Objective:
Return each line of the listing below, unchanged, and omit the images.

Data:
####################
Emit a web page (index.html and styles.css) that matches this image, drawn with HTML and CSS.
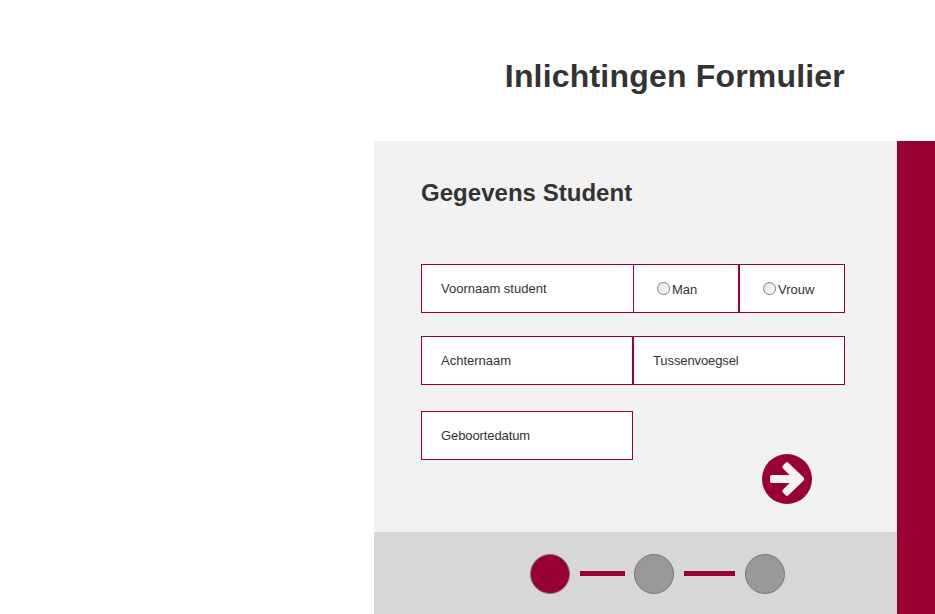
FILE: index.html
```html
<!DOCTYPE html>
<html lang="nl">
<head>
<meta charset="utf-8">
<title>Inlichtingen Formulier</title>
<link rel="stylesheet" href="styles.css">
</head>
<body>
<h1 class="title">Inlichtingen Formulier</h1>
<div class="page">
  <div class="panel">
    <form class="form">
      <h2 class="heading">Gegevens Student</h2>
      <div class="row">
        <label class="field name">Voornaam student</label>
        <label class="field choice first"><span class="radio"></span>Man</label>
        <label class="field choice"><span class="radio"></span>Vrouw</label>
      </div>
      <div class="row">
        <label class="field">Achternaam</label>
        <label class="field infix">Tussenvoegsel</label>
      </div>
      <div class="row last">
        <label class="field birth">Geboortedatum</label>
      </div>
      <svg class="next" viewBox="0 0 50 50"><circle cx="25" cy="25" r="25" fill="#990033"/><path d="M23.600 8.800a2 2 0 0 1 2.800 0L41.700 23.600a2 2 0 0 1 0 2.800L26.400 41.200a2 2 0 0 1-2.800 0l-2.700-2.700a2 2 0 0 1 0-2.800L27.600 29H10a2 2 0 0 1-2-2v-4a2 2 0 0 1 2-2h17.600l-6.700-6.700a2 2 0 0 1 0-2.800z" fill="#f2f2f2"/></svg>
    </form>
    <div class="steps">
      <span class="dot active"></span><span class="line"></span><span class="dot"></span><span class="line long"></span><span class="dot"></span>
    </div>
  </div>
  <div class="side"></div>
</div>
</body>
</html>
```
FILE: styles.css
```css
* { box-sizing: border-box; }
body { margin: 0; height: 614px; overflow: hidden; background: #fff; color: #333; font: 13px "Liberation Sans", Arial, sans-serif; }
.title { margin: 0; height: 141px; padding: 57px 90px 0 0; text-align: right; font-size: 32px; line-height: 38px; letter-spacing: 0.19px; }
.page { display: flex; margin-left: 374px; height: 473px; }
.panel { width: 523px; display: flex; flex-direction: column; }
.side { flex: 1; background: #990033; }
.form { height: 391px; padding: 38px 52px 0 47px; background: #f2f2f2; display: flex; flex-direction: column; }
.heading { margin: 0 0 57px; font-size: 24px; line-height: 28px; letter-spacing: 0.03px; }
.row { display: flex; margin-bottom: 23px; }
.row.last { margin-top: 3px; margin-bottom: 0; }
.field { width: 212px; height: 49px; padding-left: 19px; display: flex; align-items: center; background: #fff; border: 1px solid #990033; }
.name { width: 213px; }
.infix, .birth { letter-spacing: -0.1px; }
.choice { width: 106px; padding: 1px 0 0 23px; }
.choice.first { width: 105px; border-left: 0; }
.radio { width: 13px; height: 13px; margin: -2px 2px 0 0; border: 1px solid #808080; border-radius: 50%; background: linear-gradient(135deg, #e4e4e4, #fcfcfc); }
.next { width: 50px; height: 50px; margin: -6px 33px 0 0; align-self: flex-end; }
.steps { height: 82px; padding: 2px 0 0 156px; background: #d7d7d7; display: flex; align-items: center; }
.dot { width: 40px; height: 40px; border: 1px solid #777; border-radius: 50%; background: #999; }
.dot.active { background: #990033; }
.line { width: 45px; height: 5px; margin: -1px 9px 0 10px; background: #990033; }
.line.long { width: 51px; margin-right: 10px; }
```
####################
Written response:
Emit a web page (index.html and styles.css) that matches this image, drawn with HTML and CSS.
FILE: index.html
```html
<!DOCTYPE html>
<html lang="nl">
<head>
<meta charset="utf-8">
<title>Inlichtingen Formulier</title>
<link rel="stylesheet" href="styles.css">
</head>
<body>
<h1 class="title">Inlichtingen Formulier</h1>
<div class="page">
  <div class="panel">
    <form class="form">
      <h2 class="heading">Gegevens Student</h2>
      <div class="row">
        <label class="field name">Voornaam student</label>
        <label class="field choice first"><span class="radio"></span>Man</label>
        <label class="field choice"><span class="radio"></span>Vrouw</label>
      </div>
      <div class="row">
        <label class="field">Achternaam</label>
        <label class="field infix">Tussenvoegsel</label>
      </div>
      <div class="row last">
        <label class="field birth">Geboortedatum</label>
      </div>
      <svg class="next" viewBox="0 0 50 50"><circle cx="25" cy="25" r="25" fill="#990033"/><path d="M23.600 8.800a2 2 0 0 1 2.800 0L41.700 23.600a2 2 0 0 1 0 2.800L26.400 41.200a2 2 0 0 1-2.800 0l-2.700-2.700a2 2 0 0 1 0-2.800L27.600 29H10a2 2 0 0 1-2-2v-4a2 2 0 0 1 2-2h17.600l-6.700-6.700a2 2 0 0 1 0-2.800z" fill="#f2f2f2"/></svg>
    </form>
    <div class="steps">
      <span class="dot active"></span><span class="line"></span><span class="dot"></span><span class="line long"></span><span class="dot"></span>
    </div>
  </div>
  <div class="side"></div>
</div>
</body>
</html>
```
FILE: styles.css
```css
* { box-sizing: border-box; }
body { margin: 0; height: 614px; overflow: hidden; background: #fff; color: #333; font: 13px "Liberation Sans", Arial, sans-serif; }
.title { margin: 0; height: 141px; padding: 57px 90px 0 0; text-align: right; font-size: 32px; line-height: 38px; letter-spacing: 0.19px; }
.page { display: flex; margin-left: 374px; height: 473px; }
.panel { width: 523px; display: flex; flex-direction: column; }
.side { flex: 1; background: #990033; }
.form { height: 391px; padding: 38px 52px 0 47px; background: #f2f2f2; display: flex; flex-direction: column; }
.heading { margin: 0 0 57px; font-size: 24px; line-height: 28px; letter-spacing: 0.03px; }
.row { display: flex; margin-bottom: 23px; }
.row.last { margin-top: 3px; margin-bottom: 0; }
.field { width: 212px; height: 49px; padding-left: 19px; display: flex; align-items: center; background: #fff; border: 1px solid #990033; }
.name { width: 213px; }
.infix, .birth { letter-spacing: -0.1px; }
.choice { width: 106px; padding: 1px 0 0 23px; }
.choice.first { width: 105px; border-left: 0; }
.radio { width: 13px; height: 13px; margin: -2px 2px 0 0; border: 1px solid #808080; border-radius: 50%; background: linear-gradient(135deg, #e4e4e4, #fcfcfc); }
.next { width: 50px; height: 50px; margin: -6px 33px 0 0; align-self: flex-end; }
.steps { height: 82px; padding: 2px 0 0 156px; background: #d7d7d7; display: flex; align-items: center; }
.dot { width: 40px; height: 40px; border: 1px solid #777; border-radius: 50%; background: #999; }
.dot.active { background: #990033; }
.line { width: 45px; height: 5px; margin: -1px 9px 0 10px; background: #990033; }
.line.long { width: 51px; margin-right: 10px; }
```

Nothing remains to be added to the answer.